The function \(-\zeta '(s)/\zeta (s)\) has a simple pole at \(s=1\) with residue 1. Suppose we can shift the contour back to \((c')\), for a number \(c'<1\). Then we would obtain

$$\begin{aligned} \sum _{n < x} \varLambda (n) =x + \frac{1}{2\pi i} \int _{(c')} \left( -\frac{\zeta '(s)}{\zeta (s)}\right) \frac{x^s}{s} \, ds. \end{aligned}$$

(13.7)

Riemann’s idea then was to prove that this last integral contributes less than x to the formula, and hence obtain

$$\begin{aligned} \sum _{n < x} \varLambda (n) \sim x, \quad x \rightarrow \infty . \end{aligned}$$

(13.8)

Exercise 13.16 can now be used to prove

$$\begin{aligned} \#\{p \le x \} \sim \frac{x}{\log x} \end{aligned}$$

(13.9)

which is the celebrated Prime Number Theorem, conjectured by Gauss.
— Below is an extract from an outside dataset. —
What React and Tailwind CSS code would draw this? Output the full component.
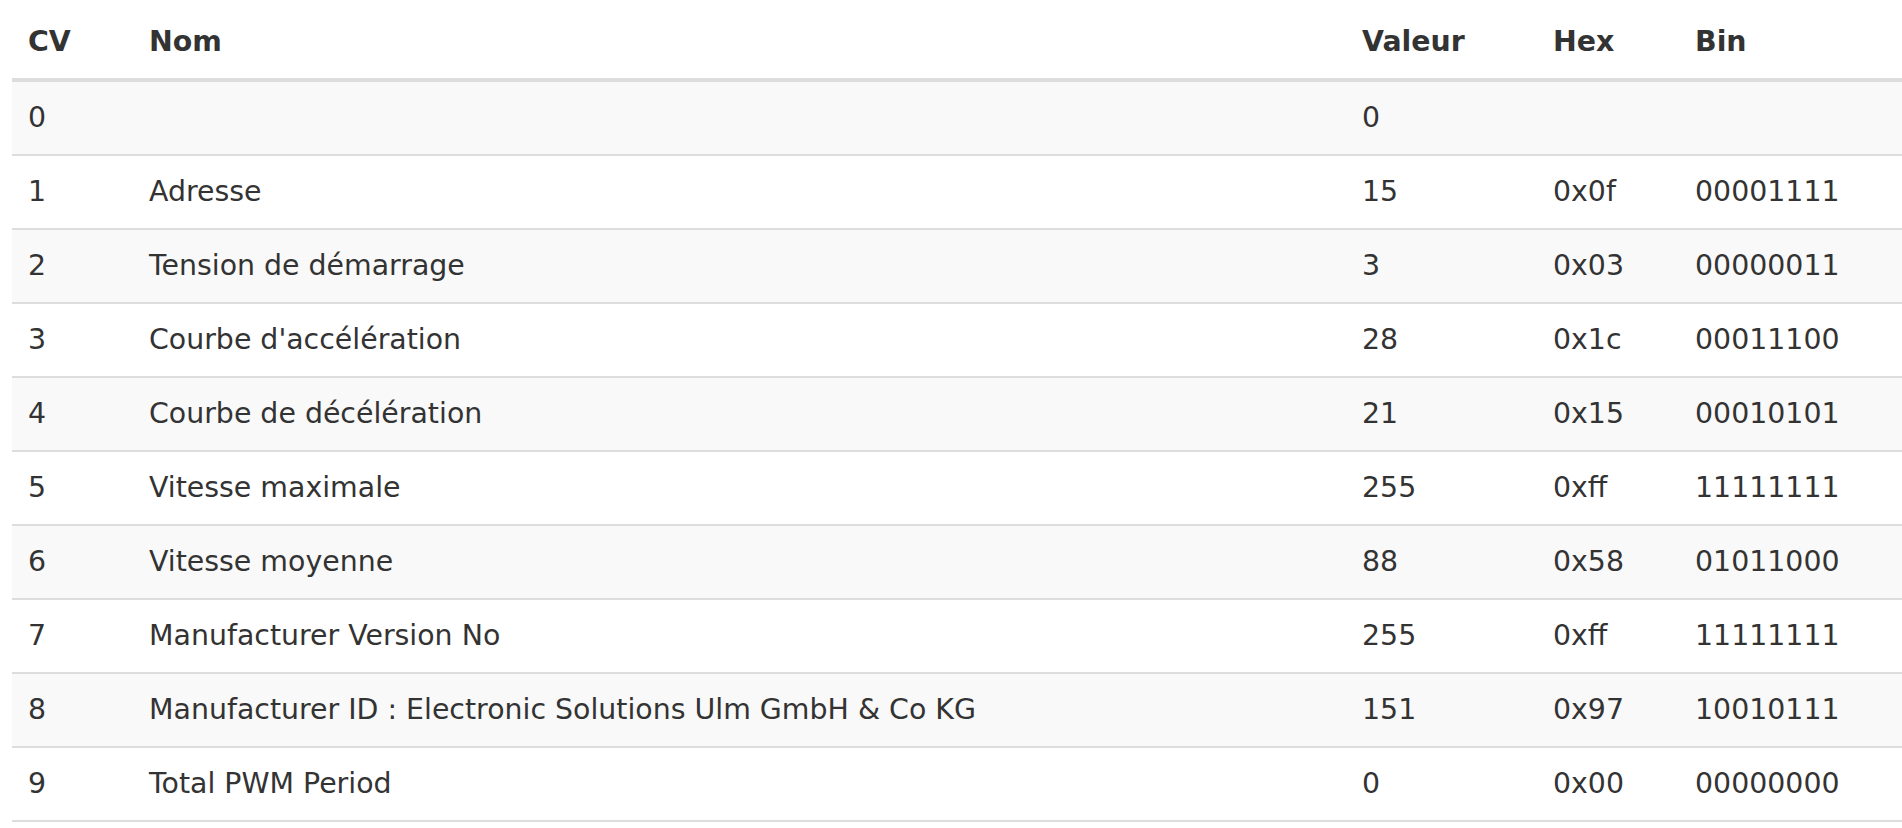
import React from "react";

const rows = [
  ["0", "", "0", "", ""],
  ["1", "Adresse", "15", "0x0f", "00001111"],
  ["2", "Tension de démarrage", "3", "0x03", "00000011"],
  ["3", "Courbe d'accélération", "28", "0x1c", "00011100"],
  ["4", "Courbe de décélération", "21", "0x15", "00010101"],
  ["5", "Vitesse maximale", "255", "0xff", "11111111"],
  ["6", "Vitesse moyenne", "88", "0x58", "01011000"],
  ["7", "Manufacturer Version No", "255", "0xff", "11111111"],
  ["8", "Manufacturer ID : Electronic Solutions Ulm GmbH & Co KG", "151", "0x97", "10010111"],
  ["9", "Total PWM Period", "0", "0x00", "00000000"],
];

const headers = ["CV", "Nom", "Valeur", "Hex", "Bin"];

export default function App() {
  return (
    <div className="min-h-screen bg-white pt-[6px] pl-[12px] font-['DejaVu_Sans',Verdana,sans-serif] text-[28.4px] leading-[40px] text-[#333]">
      <table className="w-[1890px] table-fixed border-collapse">
        <colgroup>
          <col className="w-[121px]" />
          <col className="w-[1213px]" />
          <col className="w-[191px]" />
          <col className="w-[142px]" />
          <col />
        </colgroup>
        <thead>
          <tr>
            {headers.map((h) => (
              <th key={h} className="border-b-4 border-[#ddd] p-4 text-left font-bold">
                {h}
              </th>
            ))}
          </tr>
        </thead>
        <tbody>
          {rows.map((r, i) => (
            <tr key={r[0]} className={i % 2 === 0 ? "bg-[#f9f9f9]" : "bg-white"}>
              {r.map((c, j) => (
                <td key={j} className="whitespace-nowrap border-b-2 border-[#ddd] p-4 align-top">
                  {c}
                </td>
              ))}
            </tr>
          ))}
        </tbody>
      </table>
    </div>
  );
}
Also, knowing the specific value of \(c'\) would lead to error estimates for the Prime Number Theorem. So, the question that Riemann was faced with was to determine how far back the contour could be moved. In general, the logarithmic derivative of a meromorphic function has poles whenever the function has poles or zeros. In particular in order to know the poles of \(\zeta '(s)/\zeta (s)\) we need to know where the function \(\zeta (s)\) is zero. Riemann computed several zeros of the zeta function in the domain \(\mathfrak {R}s >0\) and observed that they are all on the line \(\mathfrak {R}s =1/2\), and conjectured that this would be the case for all zeros. If one assumes the Riemann Hypothesis, then it follows that

$$ \#\{p \le x\} = \mathrm {Li} \, x + O(x^{1/2+\varepsilon }) $$

for all \(\varepsilon > 0\), with

$$ \mathrm {Li}\, x = \int _2^x \frac{dt}{\log t}. $$

At present, the Riemann Hypothesis appears out of reach.

Titchmarsh’s classic [52] is a much recommended, comprehensive introduction to the theory of the Riemann zeta function.